コンビニでブブカタブーという雑誌が『あまちゃん』は駄作だって
いう見出し載せてたんで気になって読みました。
僕は『あまちゃん』は2、3週目ぐらいから見て最終回まで一日も
欠かさず見てしまった人間。普段朝ドラそんなに見ない方なので、
駄作だとかつまらないと思っていたら途中でやめてます。
けれどもその記事は一理あると思った。
それは震災で北三陸の登場人部たちの生活が奪われてしまうと思うからこそ、
そのせつなさ、いとおしさがあのドラマにあったのに、ドラマの中で
震災で死んだレギュラーは誰もいなかったという肩すかし感についての
指摘。
人が死んでそこから立ち直るなんていうドラマが安易に走りがちというのは
わかる。

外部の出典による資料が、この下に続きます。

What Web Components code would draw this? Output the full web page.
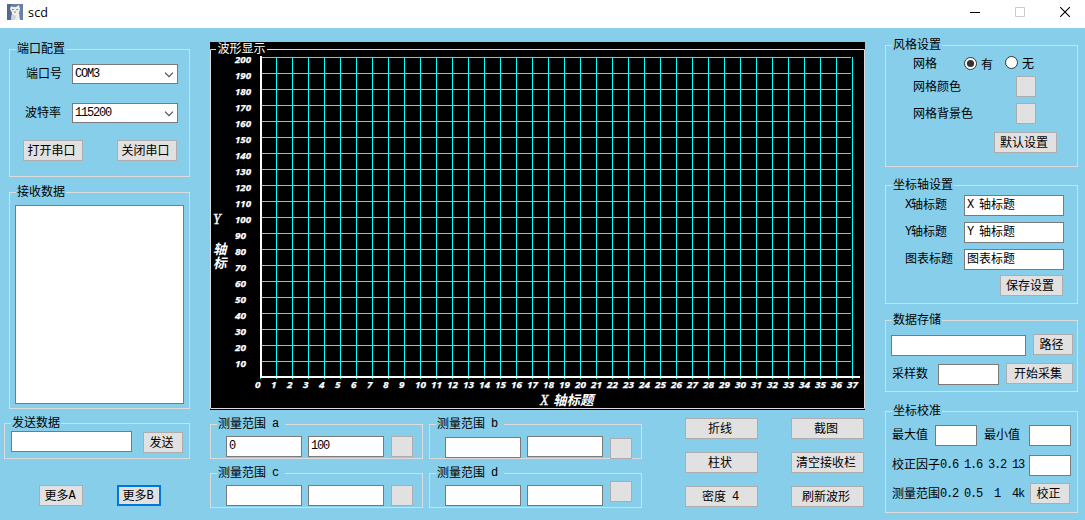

けれども死自体を扱わないのはいかがなものか。そこ押さえてなお
安直な展開から脱していたと言うならクドカン天才説にも同意しよう。でもあれでは
ただ避けただけではないのか・・・・・・。
と、いうようなことが書いてあって、ナルホドと思いました。
それって、先日の道場で小林さんがひっかかりを覚えていた『風立ちぬ』の
ラストの改変・・・・・ヒロイン菜穂子の「(私と一緒に冥府に)来て」が
「生きて」に変わっているという
件とも、どこか通じるのではないでしょうか。
『風立ちぬ』もまた、前半からなにか言いようのないせつなさが抒情的に
予感されていきます。
いまここにあるものはすべて夢で、最初からなかったとでもいうかのような・・・。
しかし結局は、色々あったけど、主人公の生をただただ肯定して、
映画は終わる・・・・・なんだか釈然としないものが残ります。
じゃあのせつなさはなんだったのか。「せつなさを返せ!」と言いたくなります。
それとも、いまの世の中、みんな行き場のない閉そく感を感じていて、
夢みたいな世界の「はかなさ」だけを抒情的に味わい、
それが「はかない」という現実の方は捨象するという、
ものすごく高度なドラマや映画の味わい方をしているのでしょうか。
しかし僕は『あまちゃん』を二度三度見ようとは思わないけれど、
『風立ちぬ』はこれからも何度か見るでしょう。
なぜならあの映画には、そんないまの時代への宮崎駿の違和感が・・・・
そのままの形では出せない何かが、残余としてある気がするからです。
「僕達には時間がないんです」という劇中の堀越二郎の言葉がありましたが、
「若者よ、君たちにもホントは時間がないんだよ」と、
宮崎駿が言っているような気がするのです。